Trainer.train -> Expected a 'cuda' device type for generator but found 'cpu'

diego-coba commented 3 months ago

System Info

Transformers 4.41.2 PyTorch 2.3.1+cu121 Python 3.12.3 Ubuntu 24.04

GPU: NVIDIA GeForce GTX 1650

Who can help?

No response

Information

[ ] The official example scripts
[ ] My own modified scripts

Tasks

[ ] An officially supported task in the examples folder (such as GLUE/SQuAD, ...)
[ ] My own task or dataset (give details below)

Reproduction

`%pip install --quiet torch torchvision torchaudio --index-url https://download.pytorch.org/whl/cu121 %pip install --quiet -U datasets %pip install --quiet torchdata %pip install --quiet setuptools %pip install --quiet transformers %pip install --quiet evaluate %pip install --quiet rouge_score %pip install --quiet loralib %pip install --quiet peft %pip install --quiet ipywidgets

import torch

if torch.cuda.is_available():
    print(f"GPU: {torch.cuda.get_device_name(0)} is available and will be used.")
else:
    print("CUDA is not available.

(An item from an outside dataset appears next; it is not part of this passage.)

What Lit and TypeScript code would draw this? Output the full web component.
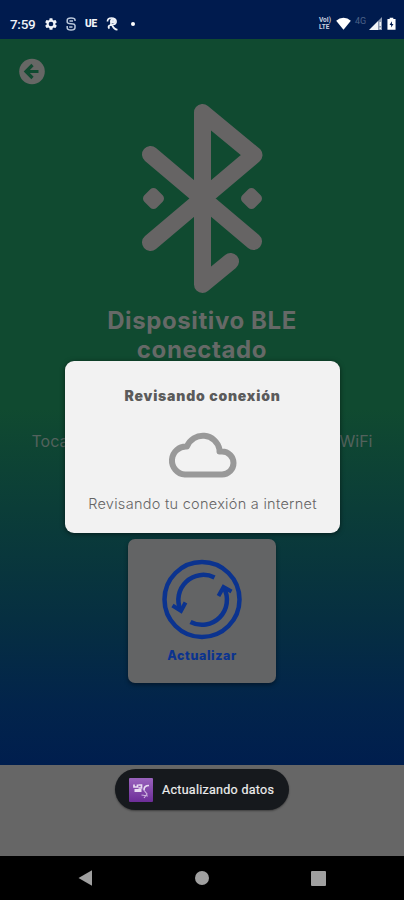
import { LitElement, html, css } from "lit";
import { customElement } from "lit/decorators.js";

@customElement("status-bar")
class StatusBar extends LitElement {
  static styles = css`
    :host { display: flex; height: 39px; background: #001b4e; box-sizing: border-box; padding: 8px 8px 0 10px; align-items: center; justify-content: space-between; font-family: Roboto, sans-serif; color: #f0f3f8; }
    .side { display: flex; align-items: center; }
    .time { font-size: 13.5px; font-weight: 500; letter-spacing: -0.3px; width: 34px; }
    svg { display: block; }
    .ue { font-size: 10px; font-weight: 900; letter-spacing: -0.2px; width: 21px; }
    .volte { display: flex; flex-direction: column; font-size: 6.5px; font-weight: 700; width: 17px; color: #cbd3e0; }
    .volte span { display: block; height: 7px; line-height: 7px; }
    .net { font-size: 9px; color: #4c6287; width: 14px; padding-bottom: 5px; }
    .gear { margin-right: 7px; }
    .shazam { margin-right: 8px; }
    .wifi { margin-right: 4px; }
    .signal { margin-right: 5px; }
    .dot { width: 4px; height: 4px; border-radius: 50%; background: #fff; margin-left: 12px; }
  `;
  render() {
    return html`
      <div class="side">
        <span class="time">7:59</span>
        <svg class="gear" width="14" height="14" viewBox="0 0 24 24" fill="#f0f3f8"><path fill-rule="evenodd" d="M19.4 13a7.500 7.500 0 0 0 0-2l2.200-1.700a.5.5 0 0 0 .1-.6l-2-3.500a.5.5 0 0 0-.6-.2l-2.500 1a7.300 7.300 0 0 0-1.700-1l-.4-2.600a.5.5 0 0 0-.5-.4h-4a.5.5 0 0 0-.5.4L9.100 5a7.700 7.700 0 0 0-1.700 1l-2.500-1a.5.5 0 0 0-.6.2l-2 3.500a.5.5 0 0 0 .1.600L4.600 11a8 8 0 0 0 0 2l-2.200 1.700a.5.5 0 0 0-.1.600l2 3.500c.1.200.4.300.6.200l2.500-1a7.300 7.300 0 0 0 1.700 1l.4 2.600c0 .2.200.4.500.4h4c.2 0 .5-.2.500-.4l.4-2.600a7.700 7.700 0 0 0 1.700-1l2.500 1c.2.100.5 0 .6-.2l2-3.500a.5.5 0 0 0-.1-.6zM12 16a4 4 0 1 1 0-8 4 4 0 0 1 0 8z"/></svg>
        <svg class="shazam" width="12" height="14" viewBox="0 0 12 14" fill="none" stroke="#bccadd" stroke-width="1.500"><path d="M10 4V3Q10 1 6 1T2.200 3.500V5Q2.200 6.700 6 6.700T10 8.500V10.500Q10 13 6 13T2.200 10.500V9M4.500 4H8M4.200 10H7.500"/></svg>
        <span class="ue">UE</span>
        <svg width="13" height="14" viewBox="0 0 13 14" fill="none" stroke="#f0f3f8" stroke-width="1.700"><path d="M1.500 4.500Q1.500 1 5.500 1T10 4T7 7.500L3.500 8.500Q1.500 10 3.500 11.500M6 8Q8.500 13 11.500 12.500M5 3.500V8"/><circle cx="7" cy="3.800" r="1.900" fill="#d5dce8"/></svg>
        <i class="dot"></i>
      </div>
      <div class="side">
        <div class="volte"><span>VoI)</span><span>LTE</span></div>
        <svg class="wifi" width="15" height="13" viewBox="0 0 15 13"><path fill="#fff" d="M7.500 12.800L.2 3.700Q3.300.7 7.500.7T14.800 3.700Z"/></svg>
        <span class="net">4G</span>
        <svg class="signal" width="13" height="13" viewBox="0 0 13 13"><path fill="#f3f5f8" d="M0 13L9 4V13Z"/><path fill="#8e9ab2" d="M9 4L13 0V13H9Z"/><path fill="#f3f5f8" d="M10.500 5H12V9H10.500ZM10.500 10.500H12V12H10.500Z"/></svg>
        <svg width="9" height="14" viewBox="0 0 10 14"><path fill="#fff" d="M3 0H7V1.500H9.500V13.500H.5V1.500H3Z"/><path fill="#001b4e" d="M5.500 4L2.800 8H4.600V11L7.200 7H5.500Z"/></svg>
      </div>`;
  }
}

@customElement("bluetooth-mark")
class BluetoothMark extends LitElement {
  static styles = css`:host { display: block; width: 124px; height: 192px; } svg { display: block; }`;
  render() {
    return html`<svg width="124" height="192" viewBox="140 102 124 192" fill="none" stroke="#666464" stroke-width="17" stroke-linecap="round" stroke-linejoin="round">
      <path d="M150.500 154.500L253.500 241.500M150.500 242.500L254 155L202.500 112.500V284.500L230.500 261.500"/>
      <g fill="#666464" stroke-width="9"><path d="M153.500 192.500L159.500 198.500L153.500 204.500L147.500 198.500Z"/><path d="M251.500 192.500L257.500 198.500L251.500 204.500L245.500 198.500Z"/></g>
    </svg>`;
  }
}

@customElement("nav-bar")
class NavBar extends LitElement {
  static styles = css`:host { display: flex; height: 44px; background: #000; justify-content: space-between; align-items: center; padding: 0 78px; box-sizing: border-box; } svg { display: block; }`;
  render() {
    return html`
      <svg width="15" height="16" viewBox="0 0 15 16"><path fill="#a0a0a0" d="M.5 8L14 .3V15.700Z"/></svg>
      <svg width="14" height="14" viewBox="0 0 14 14"><circle cx="7" cy="7" r="7" fill="#a0a0a0"/></svg>
      <svg width="15" height="15" viewBox="0 0 15 15"><rect width="15" height="15" rx="1" fill="#a0a0a0"/></svg>`;
  }
}

@customElement("app-root")
class AppRoot extends LitElement {
  static styles = css`
    :host { display: block; position: relative; width: 404px; height: 900px; overflow: hidden; background: #666; font-family: Inter, sans-serif; }
    .page { height: 726px; background: linear-gradient(#104a30 0px, #104a30 370px, #0b3d38 470px, #062f41 580px, #02244b 665px, #001e4e 726px); display: flex; flex-direction: column; align-items: center; color: #666967; }
    .back { align-self: flex-start; margin: 19px 0 0 19px; display: block; flex: none; }
    bluetooth-mark { margin-top: 17px; }
    h1 { margin: 12px 0 0; height: 58px; font-size: 24px; line-height: 29px; font-weight: 700; letter-spacing: 0.6px; text-align: center; width: 221px; }
    .hint { margin: 66px 0 0; width: 341px; font-size: 16px; line-height: 22px; display: flex; justify-content: space-between; color: #53625d; }
    .tile { margin-top: 87px; width: 148px; height: 144px; border-radius: 7px; background: #636465; display: flex; flex-direction: column; align-items: center; box-sizing: border-box; padding-top: 20px; box-shadow: 0 2px 4px #0006; color: #0b338f; font-size: 12.5px; line-height: 18px; font-weight: 800; letter-spacing: 0.6px; }
    .tile svg { display: block; margin-bottom: 7px; }
    .blank { height: 91px; }
    .dialog { position: absolute; left: 65px; top: 361px; width: 275px; height: 172px; border-radius: 9px; background: #f2f2f2; box-shadow: 0 1px 5px #0008; display: flex; flex-direction: column; align-items: center; }
    .title { margin-top: 25px; font-size: 14px; line-height: 20px; font-weight: 900; letter-spacing: 0.8px; color: #5b5b5b; }
    .cloud { display: block; margin: 24px 0 16px; }
    .text { font-size: 14.5px; line-height: 20px; font-weight: 300; letter-spacing: 0.28px; color: #656565; white-space: nowrap; }
    .toast { position: absolute; left: 115px; top: 769px; width: 174px; height: 41px; border-radius: 21px; background: #16191d; box-shadow: 0 1px 2px #0006; display: flex; align-items: center; box-sizing: border-box; padding-left: 14px; gap: 9px; font: 400 12.5px Roboto, sans-serif; letter-spacing: 0.28px; color: #eee; white-space: nowrap; }
    .toast span { -webkit-text-stroke: 0.2px #eee; }
  `;
  render() {
    return html`
      <status-bar></status-bar>
      <main class="page">
        <svg class="back" width="26" height="27" viewBox="0 0 26 27"><circle cx="13" cy="13.500" r="12.800" fill="#666765"/><path d="M19.500 13.500H7.500M13.500 7L7 13.500L13.500 20" fill="none" stroke="#104a30" stroke-width="3.200"/></svg>
        <bluetooth-mark></bluetooth-mark>
        <h1>Dispositivo BLE conectado</h1>
        <div class="hint"><span>Toca</span><span>WiFi</span></div>
        <section class="tile">
          <svg width="80" height="81" viewBox="0 0 80 81" fill="none" stroke="#0b338f" stroke-width="4.500">
            <circle cx="40" cy="40.500" r="37.500"/>
            <path d="M52.500 18.500A25 25 0 0 0 18.500 51M28.500 63A25 25 0 0 0 62 29"/>
            <path stroke-width="4" d="M10.500 46.500L19 52L23.500 43.500M56.500 37L61.500 28L69.500 32.500"/>
          </svg>
          Actualizar
        </section>
      </main>
      <div class="blank"></div>
      <nav-bar></nav-bar>
      <section class="dialog">
        <div class="title">Revisando conexión</div>
        <svg class="cloud" width="70" height="48" viewBox="0 0 70 48" fill="none" stroke="#999" stroke-width="6" stroke-linejoin="round"><path d="M17 44.500H54A11.500 11.500 0 0 0 54 21.500H51.500V19.500A17 17 0 0 0 19 16.500A14 14 0 0 0 17 44.500Z"/></svg>
        <div class="text">Revisando tu conexión a internet</div>
      </section>
      <div class="toast">
        <svg width="24" height="24" viewBox="0 0 24 24"><defs><linearGradient id="g" x1="0" y1="0" x2="0" y2="1"><stop offset="0" stop-color="#9a63bd"/><stop offset="1" stop-color="#6c2d98"/></linearGradient></defs><rect width="24" height="24" rx="1" fill="url(#g)"/><g fill="none" stroke="#e9dcf2" stroke-width="1.700"><path d="M5 6.500V9H8.500V6.500M9.500 7H12.500V10H9.500"/><path stroke-width="3" d="M5.500 12.500H12.500"/><path d="M20 7.500Q15 7.500 15 12"/><path stroke-width="1.200" stroke="#cdb3de" d="M14 11L18 16L15 20M12.500 17L19 18"/></g></svg>
        <span>Actualizando datos</span>
      </div>`;
  }
}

CPU will be used.")

dash_line = '-'.join('' for x in range(100))
device = torch.device("cuda" if torch.cuda.is_available() else "cpu")

from datasets import load_dataset
from transformers import AutoModelForSeq2SeqLM, AutoTokenizer, GenerationConfig, TrainingArguments, Trainer
from peft import LoraConfig, get_peft_model, TaskType
import torch
import time
import evaluate
import pandas as pd
import numpy as np

with torch.device(device):
    huggingface_dataset_name = "knkarthick/dialogsum"
    dataset = load_dataset(huggingface_dataset_name)
    model_name='google/flan-t5-base'
    original_model = AutoModelForSeq2SeqLM.from_pretrained(model_name, torch_dtype=torch.bfloat16)
    tokenizer = AutoTokenizer.from_pretrained(model_name)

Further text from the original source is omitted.